>> begin

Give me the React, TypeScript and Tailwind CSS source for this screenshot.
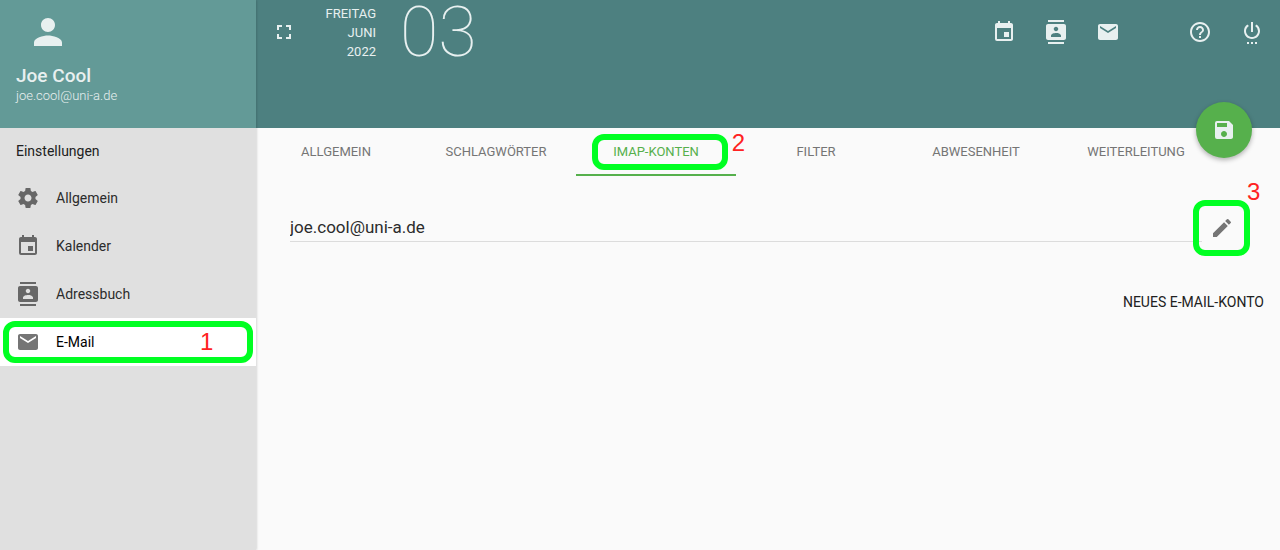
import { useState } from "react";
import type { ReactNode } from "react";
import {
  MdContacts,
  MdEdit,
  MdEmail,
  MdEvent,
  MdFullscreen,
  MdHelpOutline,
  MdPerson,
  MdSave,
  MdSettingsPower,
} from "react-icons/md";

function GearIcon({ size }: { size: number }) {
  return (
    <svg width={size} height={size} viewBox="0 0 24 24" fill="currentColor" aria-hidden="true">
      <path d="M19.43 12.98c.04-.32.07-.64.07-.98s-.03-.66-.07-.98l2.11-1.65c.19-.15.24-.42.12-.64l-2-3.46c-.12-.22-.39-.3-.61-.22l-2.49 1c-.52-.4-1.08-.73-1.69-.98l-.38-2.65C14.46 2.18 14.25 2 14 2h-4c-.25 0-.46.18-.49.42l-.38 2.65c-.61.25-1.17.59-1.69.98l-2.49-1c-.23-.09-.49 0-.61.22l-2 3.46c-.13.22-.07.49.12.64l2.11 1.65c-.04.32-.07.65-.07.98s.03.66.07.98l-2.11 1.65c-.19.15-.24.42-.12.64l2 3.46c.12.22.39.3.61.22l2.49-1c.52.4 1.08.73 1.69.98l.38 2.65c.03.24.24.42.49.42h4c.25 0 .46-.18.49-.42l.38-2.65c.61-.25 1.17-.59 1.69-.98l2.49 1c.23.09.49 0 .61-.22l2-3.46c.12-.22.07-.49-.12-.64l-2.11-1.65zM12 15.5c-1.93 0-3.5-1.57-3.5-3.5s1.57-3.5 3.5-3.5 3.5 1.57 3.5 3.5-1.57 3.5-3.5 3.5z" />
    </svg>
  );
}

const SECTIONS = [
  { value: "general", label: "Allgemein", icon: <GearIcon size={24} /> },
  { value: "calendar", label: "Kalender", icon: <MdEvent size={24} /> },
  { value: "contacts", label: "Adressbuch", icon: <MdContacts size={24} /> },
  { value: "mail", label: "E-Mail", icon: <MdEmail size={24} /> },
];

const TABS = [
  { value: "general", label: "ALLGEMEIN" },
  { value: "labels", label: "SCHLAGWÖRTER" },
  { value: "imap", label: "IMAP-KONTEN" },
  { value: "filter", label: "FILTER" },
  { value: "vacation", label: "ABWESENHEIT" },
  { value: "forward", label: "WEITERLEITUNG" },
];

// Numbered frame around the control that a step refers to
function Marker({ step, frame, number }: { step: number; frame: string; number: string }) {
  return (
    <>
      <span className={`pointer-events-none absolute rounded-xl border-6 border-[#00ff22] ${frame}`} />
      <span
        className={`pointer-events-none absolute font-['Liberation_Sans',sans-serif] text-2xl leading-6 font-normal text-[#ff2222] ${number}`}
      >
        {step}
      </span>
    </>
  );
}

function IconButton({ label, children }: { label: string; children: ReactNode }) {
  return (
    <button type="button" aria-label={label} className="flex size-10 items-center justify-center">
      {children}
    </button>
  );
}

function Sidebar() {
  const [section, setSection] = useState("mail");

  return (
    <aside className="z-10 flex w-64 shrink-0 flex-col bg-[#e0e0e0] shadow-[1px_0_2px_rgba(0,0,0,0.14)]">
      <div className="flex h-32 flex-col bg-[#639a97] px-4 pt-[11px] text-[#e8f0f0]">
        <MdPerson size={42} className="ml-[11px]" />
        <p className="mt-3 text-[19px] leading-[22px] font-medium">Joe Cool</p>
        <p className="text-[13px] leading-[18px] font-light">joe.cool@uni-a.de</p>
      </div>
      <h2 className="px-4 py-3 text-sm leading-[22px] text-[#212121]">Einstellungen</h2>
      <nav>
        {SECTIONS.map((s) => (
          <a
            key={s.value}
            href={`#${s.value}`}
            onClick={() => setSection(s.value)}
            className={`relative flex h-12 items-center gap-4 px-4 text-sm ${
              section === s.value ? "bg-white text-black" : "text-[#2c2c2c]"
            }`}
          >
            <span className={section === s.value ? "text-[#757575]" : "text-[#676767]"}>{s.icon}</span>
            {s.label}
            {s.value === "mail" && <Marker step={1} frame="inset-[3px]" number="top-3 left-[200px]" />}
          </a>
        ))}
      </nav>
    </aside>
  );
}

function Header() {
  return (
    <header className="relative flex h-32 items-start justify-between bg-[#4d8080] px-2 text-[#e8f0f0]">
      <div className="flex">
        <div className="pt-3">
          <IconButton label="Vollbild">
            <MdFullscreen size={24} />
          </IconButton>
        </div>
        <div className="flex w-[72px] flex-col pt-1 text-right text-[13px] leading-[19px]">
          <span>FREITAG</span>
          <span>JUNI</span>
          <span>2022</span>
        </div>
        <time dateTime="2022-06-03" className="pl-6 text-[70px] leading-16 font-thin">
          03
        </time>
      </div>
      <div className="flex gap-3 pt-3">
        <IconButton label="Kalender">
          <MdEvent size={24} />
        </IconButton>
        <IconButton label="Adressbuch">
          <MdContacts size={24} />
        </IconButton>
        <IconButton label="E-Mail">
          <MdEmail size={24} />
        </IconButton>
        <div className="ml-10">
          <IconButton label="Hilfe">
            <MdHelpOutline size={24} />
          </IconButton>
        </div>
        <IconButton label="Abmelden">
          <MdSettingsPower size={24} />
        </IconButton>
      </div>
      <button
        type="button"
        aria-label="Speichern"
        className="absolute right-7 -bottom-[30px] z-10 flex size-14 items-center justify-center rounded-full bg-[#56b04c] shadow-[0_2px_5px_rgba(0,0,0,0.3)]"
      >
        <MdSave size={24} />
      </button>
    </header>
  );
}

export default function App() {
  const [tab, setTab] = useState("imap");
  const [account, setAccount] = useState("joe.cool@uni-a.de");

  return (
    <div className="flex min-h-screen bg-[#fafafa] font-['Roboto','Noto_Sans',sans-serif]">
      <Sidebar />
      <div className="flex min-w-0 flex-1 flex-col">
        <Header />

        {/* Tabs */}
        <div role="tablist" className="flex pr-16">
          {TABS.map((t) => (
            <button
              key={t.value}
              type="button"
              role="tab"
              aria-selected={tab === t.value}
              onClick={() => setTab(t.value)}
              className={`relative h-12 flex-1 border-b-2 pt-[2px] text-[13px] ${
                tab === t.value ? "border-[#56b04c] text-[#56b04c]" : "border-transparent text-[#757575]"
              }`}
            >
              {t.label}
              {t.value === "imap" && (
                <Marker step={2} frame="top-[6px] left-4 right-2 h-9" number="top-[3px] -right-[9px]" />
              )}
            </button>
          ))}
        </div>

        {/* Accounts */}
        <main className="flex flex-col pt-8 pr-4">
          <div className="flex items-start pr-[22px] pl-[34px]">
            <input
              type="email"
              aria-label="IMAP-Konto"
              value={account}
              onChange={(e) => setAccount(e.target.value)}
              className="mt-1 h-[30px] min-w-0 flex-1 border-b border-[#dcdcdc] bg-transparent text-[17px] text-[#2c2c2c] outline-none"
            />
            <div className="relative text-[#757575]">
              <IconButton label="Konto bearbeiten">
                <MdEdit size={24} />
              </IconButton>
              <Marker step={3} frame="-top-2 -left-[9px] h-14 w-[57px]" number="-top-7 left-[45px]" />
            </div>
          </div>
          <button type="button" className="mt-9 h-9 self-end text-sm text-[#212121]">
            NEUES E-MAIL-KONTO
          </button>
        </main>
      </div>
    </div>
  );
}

>> end

> [TASK STATEMENT]:
Write out the listing above exactly as it stands, pictures excluded.

> [RESULT]:
Give me the React, TypeScript and Tailwind CSS source for this screenshot.
import { useState } from "react";
import type { ReactNode } from "react";
import {
  MdContacts,
  MdEdit,
  MdEmail,
  MdEvent,
  MdFullscreen,
  MdHelpOutline,
  MdPerson,
  MdSave,
  MdSettingsPower,
} from "react-icons/md";

function GearIcon({ size }: { size: number }) {
  return (
    <svg width={size} height={size} viewBox="0 0 24 24" fill="currentColor" aria-hidden="true">
      <path d="M19.43 12.98c.04-.32.07-.64.07-.98s-.03-.66-.07-.98l2.11-1.65c.19-.15.24-.42.12-.64l-2-3.46c-.12-.22-.39-.3-.61-.22l-2.49 1c-.52-.4-1.08-.73-1.69-.98l-.38-2.65C14.46 2.18 14.25 2 14 2h-4c-.25 0-.46.18-.49.42l-.38 2.65c-.61.25-1.17.59-1.69.98l-2.49-1c-.23-.09-.49 0-.61.22l-2 3.46c-.13.22-.07.49.12.64l2.11 1.65c-.04.32-.07.65-.07.98s.03.66.07.98l-2.11 1.65c-.19.15-.24.42-.12.64l2 3.46c.12.22.39.3.61.22l2.49-1c.52.4 1.08.73 1.69.98l.38 2.65c.03.24.24.42.49.42h4c.25 0 .46-.18.49-.42l.38-2.65c.61-.25 1.17-.59 1.69-.98l2.49 1c.23.09.49 0 .61-.22l2-3.46c.12-.22.07-.49-.12-.64l-2.11-1.65zM12 15.5c-1.93 0-3.5-1.57-3.5-3.5s1.57-3.5 3.5-3.5 3.5 1.57 3.5 3.5-1.57 3.5-3.5 3.5z" />
    </svg>
  );
}

const SECTIONS = [
  { value: "general", label: "Allgemein", icon: <GearIcon size={24} /> },
  { value: "calendar", label: "Kalender", icon: <MdEvent size={24} /> },
  { value: "contacts", label: "Adressbuch", icon: <MdContacts size={24} /> },
  { value: "mail", label: "E-Mail", icon: <MdEmail size={24} /> },
];

const TABS = [
  { value: "general", label: "ALLGEMEIN" },
  { value: "labels", label: "SCHLAGWÖRTER" },
  { value: "imap", label: "IMAP-KONTEN" },
  { value: "filter", label: "FILTER" },
  { value: "vacation", label: "ABWESENHEIT" },
  { value: "forward", label: "WEITERLEITUNG" },
];

// Numbered frame around the control that a step refers to
function Marker({ step, frame, number }: { step: number; frame: string; number: string }) {
  return (
    <>
      <span className={`pointer-events-none absolute rounded-xl border-6 border-[#00ff22] ${frame}`} />
      <span
        className={`pointer-events-none absolute font-['Liberation_Sans',sans-serif] text-2xl leading-6 font-normal text-[#ff2222] ${number}`}
      >
        {step}
      </span>
    </>
  );
}

function IconButton({ label, children }: { label: string; children: ReactNode }) {
  return (
    <button type="button" aria-label={label} className="flex size-10 items-center justify-center">
      {children}
    </button>
  );
}

function Sidebar() {
  const [section, setSection] = useState("mail");

  return (
    <aside className="z-10 flex w-64 shrink-0 flex-col bg-[#e0e0e0] shadow-[1px_0_2px_rgba(0,0,0,0.14)]">
      <div className="flex h-32 flex-col bg-[#639a97] px-4 pt-[11px] text-[#e8f0f0]">
        <MdPerson size={42} className="ml-[11px]" />
        <p className="mt-3 text-[19px] leading-[22px] font-medium">Joe Cool</p>
        <p className="text-[13px] leading-[18px] font-light">joe.cool@uni-a.de</p>
      </div>
      <h2 className="px-4 py-3 text-sm leading-[22px] text-[#212121]">Einstellungen</h2>
      <nav>
        {SECTIONS.map((s) => (
          <a
            key={s.value}
            href={`#${s.value}`}
            onClick={() => setSection(s.value)}
            className={`relative flex h-12 items-center gap-4 px-4 text-sm ${
              section === s.value ? "bg-white text-black" : "text-[#2c2c2c]"
            }`}
          >
            <span className={section === s.value ? "text-[#757575]" : "text-[#676767]"}>{s.icon}</span>
            {s.label}
            {s.value === "mail" && <Marker step={1} frame="inset-[3px]" number="top-3 left-[200px]" />}
          </a>
        ))}
      </nav>
    </aside>
  );
}

function Header() {
  return (
    <header className="relative flex h-32 items-start justify-between bg-[#4d8080] px-2 text-[#e8f0f0]">
      <div className="flex">
        <div className="pt-3">
          <IconButton label="Vollbild">
            <MdFullscreen size={24} />
          </IconButton>
        </div>
        <div className="flex w-[72px] flex-col pt-1 text-right text-[13px] leading-[19px]">
          <span>FREITAG</span>
          <span>JUNI</span>
          <span>2022</span>
        </div>
        <time dateTime="2022-06-03" className="pl-6 text-[70px] leading-16 font-thin">
          03
        </time>
      </div>
      <div className="flex gap-3 pt-3">
        <IconButton label="Kalender">
          <MdEvent size={24} />
        </IconButton>
        <IconButton label="Adressbuch">
          <MdContacts size={24} />
        </IconButton>
        <IconButton label="E-Mail">
          <MdEmail size={24} />
        </IconButton>
        <div className="ml-10">
          <IconButton label="Hilfe">
            <MdHelpOutline size={24} />
          </IconButton>
        </div>
        <IconButton label="Abmelden">
          <MdSettingsPower size={24} />
        </IconButton>
      </div>
      <button
        type="button"
        aria-label="Speichern"
        className="absolute right-7 -bottom-[30px] z-10 flex size-14 items-center justify-center rounded-full bg-[#56b04c] shadow-[0_2px_5px_rgba(0,0,0,0.3)]"
      >
        <MdSave size={24} />
      </button>
    </header>
  );
}

export default function App() {
  const [tab, setTab] = useState("imap");
  const [account, setAccount] = useState("joe.cool@uni-a.de");

  return (
    <div className="flex min-h-screen bg-[#fafafa] font-['Roboto','Noto_Sans',sans-serif]">
      <Sidebar />
      <div className="flex min-w-0 flex-1 flex-col">
        <Header />

        {/* Tabs */}
        <div role="tablist" className="flex pr-16">
          {TABS.map((t) => (
            <button
              key={t.value}
              type="button"
              role="tab"
              aria-selected={tab === t.value}
              onClick={() => setTab(t.value)}
              className={`relative h-12 flex-1 border-b-2 pt-[2px] text-[13px] ${
                tab === t.value ? "border-[#56b04c] text-[#56b04c]" : "border-transparent text-[#757575]"
              }`}
            >
              {t.label}
              {t.value === "imap" && (
                <Marker step={2} frame="top-[6px] left-4 right-2 h-9" number="top-[3px] -right-[9px]" />
              )}
            </button>
          ))}
        </div>

        {/* Accounts */}
        <main className="flex flex-col pt-8 pr-4">
          <div className="flex items-start pr-[22px] pl-[34px]">
            <input
              type="email"
              aria-label="IMAP-Konto"
              value={account}
              onChange={(e) => setAccount(e.target.value)}
              className="mt-1 h-[30px] min-w-0 flex-1 border-b border-[#dcdcdc] bg-transparent text-[17px] text-[#2c2c2c] outline-none"
            />
            <div className="relative text-[#757575]">
              <IconButton label="Konto bearbeiten">
                <MdEdit size={24} />
              </IconButton>
              <Marker step={3} frame="-top-2 -left-[9px] h-14 w-[57px]" number="-top-7 left-[45px]" />
            </div>
          </div>
          <button type="button" className="mt-9 h-9 self-end text-sm text-[#212121]">
            NEUES E-MAIL-KONTO
          </button>
        </main>
      </div>
    </div>
  );
}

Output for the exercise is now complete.